** Start of Source data **

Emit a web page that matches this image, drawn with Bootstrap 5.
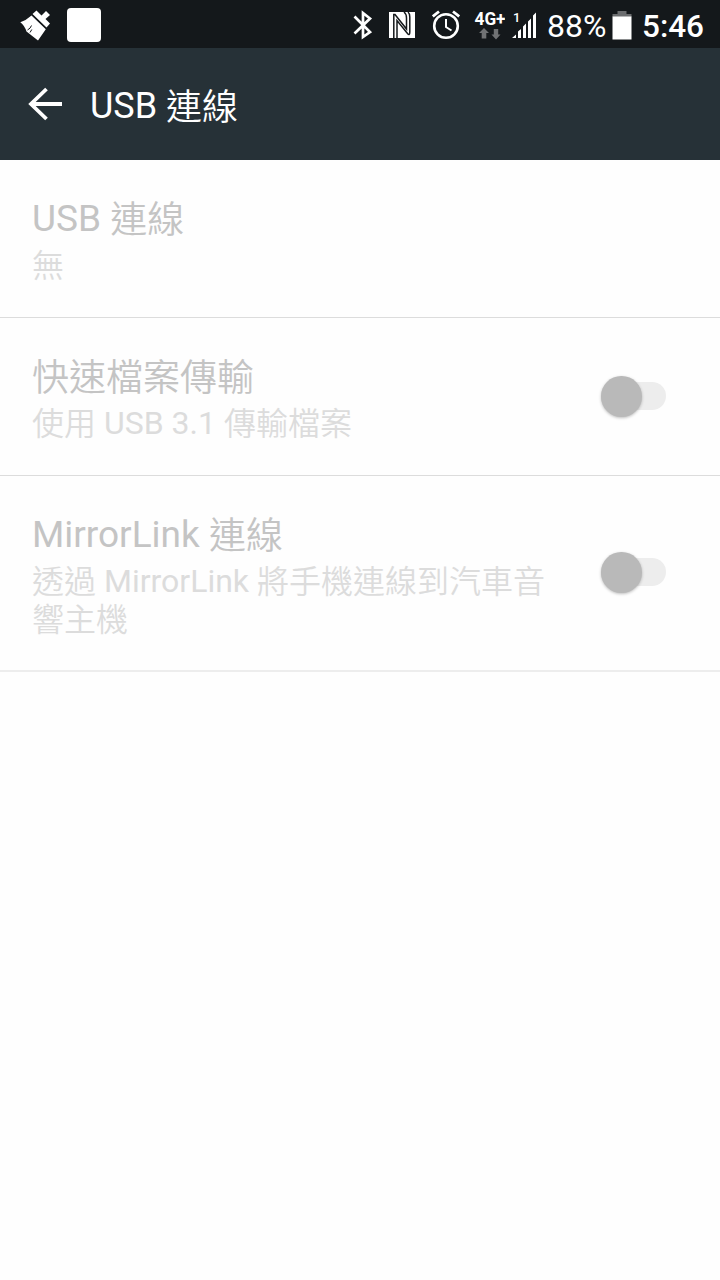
<!DOCTYPE html>
<html lang="zh-Hant">
<head>
<meta charset="utf-8">
<meta name="viewport" content="width=device-width, initial-scale=1">
<title>USB 連線</title>
<link href="https://cdn.jsdelivr.net/npm/bootstrap@5.3.0/dist/css/bootstrap.min.css" rel="stylesheet">
<style>
body { font-family: Roboto, "Noto Sans CJK TC", sans-serif; background: #fefefe; }
.han { font-family: "Noto Sans CJK TC DemiLight", "Noto Sans CJK TC", sans-serif; font-weight: 350; line-height: 1; vertical-align: -2px; }
.setting p .han { vertical-align: -1px; }
.status-bar { height: 48px; background: #14181b; color: #fff; padding-left: 20px; padding-right: 16px; }
.status-bar svg { display: block; flex: none; }
.battery-level { font-size: 32px; line-height: 48px; width: 59px; margin-left: 10px; margin-top: 4px; }
.clock { font-size: 31.5px; font-weight: 500; line-height: 48px; width: 62px; margin-left: 10px; margin-top: 5px; }
.app-bar { height: 112px; background: #263137; padding: 0 0 0 28px; }
.app-title { font-size: 36px; line-height: 44px; margin-left: 27px; color: #fff; font-weight: 400; padding-top: 4px; }
.setting { padding: 37px 54px 0 32px; height: 158px; border-bottom: 1px solid #dcdcdc; }
.setting.tall { height: 196px; border-bottom: 2px solid #ededed; }
.setting h2 { font-size: 37px; line-height: 44px; font-weight: 400; color: #c4c4c4; }
.setting p { font-size: 32px; line-height: 37.5px; color: #dcdcdc; padding-top: 6px; }
.setting-text { width: 530px; }
.switch-track { width: 65px; height: 28px; border-radius: 14px; background: #ededed; }
.switch-knob { width: 40.5px; height: 40.5px; border-radius: 50%; background: #b9b9b9; box-shadow: 0 1px 3px rgba(0,0,0,.25); flex: none; margin-top: 1px; }
.switch-box { height: 82px; }
.tall .switch-box { height: 118px; }
</style>
</head>
<body>
<header>
  <div class="status-bar d-flex align-items-center overflow-hidden">
    <svg width="32" height="48" viewBox="20 0 32 48" fill="#fff">
      <path d="M32.500 14 36.500 10.500 41.500 15.500 46 11 50 15 45.500 19 50 23.500 46.500 27.500Z"/>
      <path d="M31.500 15.500 45.800 29.200 38 40.500 26.500 31.500Q24.500 25.500 20.300 22.300Q26 20.500 31.500 15.500Z"/>
      <path d="M31.500 14.300 46.500 28.500M27.500 30Q30.500 28.500 31.500 25.500M30 32.500 31.800 29.500" stroke="#14181b" stroke-width="1" fill="none"/>
    </svg>
    <svg width="34" height="48" viewBox="67 0 34 48" style="margin-left:15px"><rect x="67" y="8" width="34" height="34" rx="4" fill="#fff"/></svg>
    <svg class="ms-auto" width="20" height="48" viewBox="353 0 20 48" fill="none" stroke="#fff" stroke-width="2.700"><path d="M354.500 16.500 370 32 363 37V13L370 18.500 354.500 33.500"/></svg>
    <svg width="28" height="48" viewBox="388 0 28 48" style="margin-left:15px">
      <rect x="389" y="12" width="26" height="26" fill="#fff"/>
      <path d="M393.800 38V14.500H395L406.500 29V18Q406.500 14 404 12M397 38V20.500L407.500 33.500Q409.800 36 409.800 32V17Q409.800 13.500 408 12" fill="none" stroke="#14181b" stroke-width="1.500"/>
    </svg>
    <svg width="28" height="48" viewBox="432 0 28 48" style="margin-left:16px" fill="none" stroke="#fff">
      <circle cx="446" cy="26" r="11.800" stroke-width="2.600"/>
      <path d="M446 19V27L451.500 30.500" stroke-width="2"/>
      <path d="M432.800 16.500 439 11.500M459.200 16.500 453 11.500" stroke-width="2.800"/>
    </svg>
    <svg width="31" height="48" viewBox="474 0 31 48" style="margin-left:14px">
      <text x="474.500" y="25" font-family="Roboto" font-size="17.500" font-weight="700" fill="#fff" textLength="31" lengthAdjust="spacingAndGlyphs">4G+</text>
      <path d="M484 28 489 33H486.300V38.500H481.700V33H479Z" fill="#707274"/>
      <path d="M496 39.500 491.500 34.500H493.800V29H498.200V34.500H500.500Z" fill="#707274"/>
    </svg>
    <svg width="26" height="48" viewBox="511 0 26 48" style="margin-left:6px" fill="#fff">
      <text x="513" y="21.500" font-family="Roboto" font-size="13" font-weight="500">1</text>
      <path d="M512 38 516 34.500V38ZM518 38V31.500L521 29V38ZM523 38V26.500L526 23.500V38ZM528 38V21.500L531 18.500V38ZM533 38V15.500L536 12.500V38Z"/>
    </svg>
    <span class="battery-level">88%</span>
    <svg width="20" height="48" viewBox="612 0 20 48" style="margin-left:6px">
      <path d="M617.500 11H626.500V14H631.500V17H612.500V14H617.500Z" fill="#6b6d6f"/>
      <rect x="612.500" y="16.500" width="19" height="23" fill="#fff"/>
    </svg>
    <span class="clock">5:46</span>
  </div>
  <nav class="app-bar d-flex align-items-center">
    <svg width="35" height="34" viewBox="0 0 35 34" fill="none" stroke="#fff" stroke-width="3.800"><path d="M34 17H3M18.500 2 3 17 18.500 32"/></svg>
    <h1 class="app-title mb-0">USB <span class="han">連線</span></h1>
  </nav>
</header>
<main>
  <section class="setting">
    <h2 class="mb-0">USB <span class="han">連線</span></h2>
    <p class="mb-0"><span class="han">無</span></p>
  </section>
  <section class="setting d-flex justify-content-between align-items-start">
    <div class="setting-text">
      <h2 class="mb-0"><span class="han">快速檔案傳輸</span></h2>
      <p class="mb-0"><span class="han">使用</span> USB 3.1 <span class="han">傳輸檔案</span></p>
    </div>
    <div class="switch-box d-flex align-items-center"><div class="switch-track d-flex align-items-center"><div class="switch-knob"></div></div></div>
  </section>
  <section class="setting tall d-flex justify-content-between align-items-start">
    <div class="setting-text">
      <h2 class="mb-0">MirrorLink <span class="han">連線</span></h2>
      <p class="mb-0"><span class="han">透過</span> MirrorLink <span class="han">將手機連線到汽車音</span><span class="han">響主機</span></p>
    </div>
    <div class="switch-box d-flex align-items-center"><div class="switch-track d-flex align-items-center"><div class="switch-knob"></div></div></div>
  </section>
</main>
<script src="https://cdn.jsdelivr.net/npm/bootstrap@5.3.0/dist/js/bootstrap.bundle.min.js"></script>
</body>
</html>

** End of Source data **

● **To be done**
Reproduce the whole listing word for word, setting aside any pictures.

● **Task answer**
Emit a web page that matches this image, drawn with Bootstrap 5.
<!DOCTYPE html>
<html lang="zh-Hant">
<head>
<meta charset="utf-8">
<meta name="viewport" content="width=device-width, initial-scale=1">
<title>USB 連線</title>
<link href="https://cdn.jsdelivr.net/npm/bootstrap@5.3.0/dist/css/bootstrap.min.css" rel="stylesheet">
<style>
body { font-family: Roboto, "Noto Sans CJK TC", sans-serif; background: #fefefe; }
.han { font-family: "Noto Sans CJK TC DemiLight", "Noto Sans CJK TC", sans-serif; font-weight: 350; line-height: 1; vertical-align: -2px; }
.setting p .han { vertical-align: -1px; }
.status-bar { height: 48px; background: #14181b; color: #fff; padding-left: 20px; padding-right: 16px; }
.status-bar svg { display: block; flex: none; }
.battery-level { font-size: 32px; line-height: 48px; width: 59px; margin-left: 10px; margin-top: 4px; }
.clock { font-size: 31.5px; font-weight: 500; line-height: 48px; width: 62px; margin-left: 10px; margin-top: 5px; }
.app-bar { height: 112px; background: #263137; padding: 0 0 0 28px; }
.app-title { font-size: 36px; line-height: 44px; margin-left: 27px; color: #fff; font-weight: 400; padding-top: 4px; }
.setting { padding: 37px 54px 0 32px; height: 158px; border-bottom: 1px solid #dcdcdc; }
.setting.tall { height: 196px; border-bottom: 2px solid #ededed; }
.setting h2 { font-size: 37px; line-height: 44px; font-weight: 400; color: #c4c4c4; }
.setting p { font-size: 32px; line-height: 37.5px; color: #dcdcdc; padding-top: 6px; }
.setting-text { width: 530px; }
.switch-track { width: 65px; height: 28px; border-radius: 14px; background: #ededed; }
.switch-knob { width: 40.5px; height: 40.5px; border-radius: 50%; background: #b9b9b9; box-shadow: 0 1px 3px rgba(0,0,0,.25); flex: none; margin-top: 1px; }
.switch-box { height: 82px; }
.tall .switch-box { height: 118px; }
</style>
</head>
<body>
<header>
  <div class="status-bar d-flex align-items-center overflow-hidden">
    <svg width="32" height="48" viewBox="20 0 32 48" fill="#fff">
      <path d="M32.500 14 36.500 10.500 41.500 15.500 46 11 50 15 45.500 19 50 23.500 46.500 27.500Z"/>
      <path d="M31.500 15.500 45.800 29.200 38 40.500 26.500 31.500Q24.500 25.500 20.300 22.300Q26 20.500 31.500 15.500Z"/>
      <path d="M31.500 14.300 46.500 28.500M27.500 30Q30.500 28.500 31.500 25.500M30 32.500 31.800 29.500" stroke="#14181b" stroke-width="1" fill="none"/>
    </svg>
    <svg width="34" height="48" viewBox="67 0 34 48" style="margin-left:15px"><rect x="67" y="8" width="34" height="34" rx="4" fill="#fff"/></svg>
    <svg class="ms-auto" width="20" height="48" viewBox="353 0 20 48" fill="none" stroke="#fff" stroke-width="2.700"><path d="M354.500 16.500 370 32 363 37V13L370 18.500 354.500 33.500"/></svg>
    <svg width="28" height="48" viewBox="388 0 28 48" style="margin-left:15px">
      <rect x="389" y="12" width="26" height="26" fill="#fff"/>
      <path d="M393.800 38V14.500H395L406.500 29V18Q406.500 14 404 12M397 38V20.500L407.500 33.500Q409.800 36 409.800 32V17Q409.800 13.500 408 12" fill="none" stroke="#14181b" stroke-width="1.500"/>
    </svg>
    <svg width="28" height="48" viewBox="432 0 28 48" style="margin-left:16px" fill="none" stroke="#fff">
      <circle cx="446" cy="26" r="11.800" stroke-width="2.600"/>
      <path d="M446 19V27L451.500 30.500" stroke-width="2"/>
      <path d="M432.800 16.500 439 11.500M459.200 16.500 453 11.500" stroke-width="2.800"/>
    </svg>
    <svg width="31" height="48" viewBox="474 0 31 48" style="margin-left:14px">
      <text x="474.500" y="25" font-family="Roboto" font-size="17.500" font-weight="700" fill="#fff" textLength="31" lengthAdjust="spacingAndGlyphs">4G+</text>
      <path d="M484 28 489 33H486.300V38.500H481.700V33H479Z" fill="#707274"/>
      <path d="M496 39.500 491.500 34.500H493.800V29H498.200V34.500H500.500Z" fill="#707274"/>
    </svg>
    <svg width="26" height="48" viewBox="511 0 26 48" style="margin-left:6px" fill="#fff">
      <text x="513" y="21.500" font-family="Roboto" font-size="13" font-weight="500">1</text>
      <path d="M512 38 516 34.500V38ZM518 38V31.500L521 29V38ZM523 38V26.500L526 23.500V38ZM528 38V21.500L531 18.500V38ZM533 38V15.500L536 12.500V38Z"/>
    </svg>
    <span class="battery-level">88%</span>
    <svg width="20" height="48" viewBox="612 0 20 48" style="margin-left:6px">
      <path d="M617.500 11H626.500V14H631.500V17H612.500V14H617.500Z" fill="#6b6d6f"/>
      <rect x="612.500" y="16.500" width="19" height="23" fill="#fff"/>
    </svg>
    <span class="clock">5:46</span>
  </div>
  <nav class="app-bar d-flex align-items-center">
    <svg width="35" height="34" viewBox="0 0 35 34" fill="none" stroke="#fff" stroke-width="3.800"><path d="M34 17H3M18.500 2 3 17 18.500 32"/></svg>
    <h1 class="app-title mb-0">USB <span class="han">連線</span></h1>
  </nav>
</header>
<main>
  <section class="setting">
    <h2 class="mb-0">USB <span class="han">連線</span></h2>
    <p class="mb-0"><span class="han">無</span></p>
  </section>
  <section class="setting d-flex justify-content-between align-items-start">
    <div class="setting-text">
      <h2 class="mb-0"><span class="han">快速檔案傳輸</span></h2>
      <p class="mb-0"><span class="han">使用</span> USB 3.1 <span class="han">傳輸檔案</span></p>
    </div>
    <div class="switch-box d-flex align-items-center"><div class="switch-track d-flex align-items-center"><div class="switch-knob"></div></div></div>
  </section>
  <section class="setting tall d-flex justify-content-between align-items-start">
    <div class="setting-text">
      <h2 class="mb-0">MirrorLink <span class="han">連線</span></h2>
      <p class="mb-0"><span class="han">透過</span> MirrorLink <span class="han">將手機連線到汽車音</span><span class="han">響主機</span></p>
    </div>
    <div class="switch-box d-flex align-items-center"><div class="switch-track d-flex align-items-center"><div class="switch-knob"></div></div></div>
  </section>
</main>
<script src="https://cdn.jsdelivr.net/npm/bootstrap@5.3.0/dist/js/bootstrap.bundle.min.js"></script>
</body>
</html>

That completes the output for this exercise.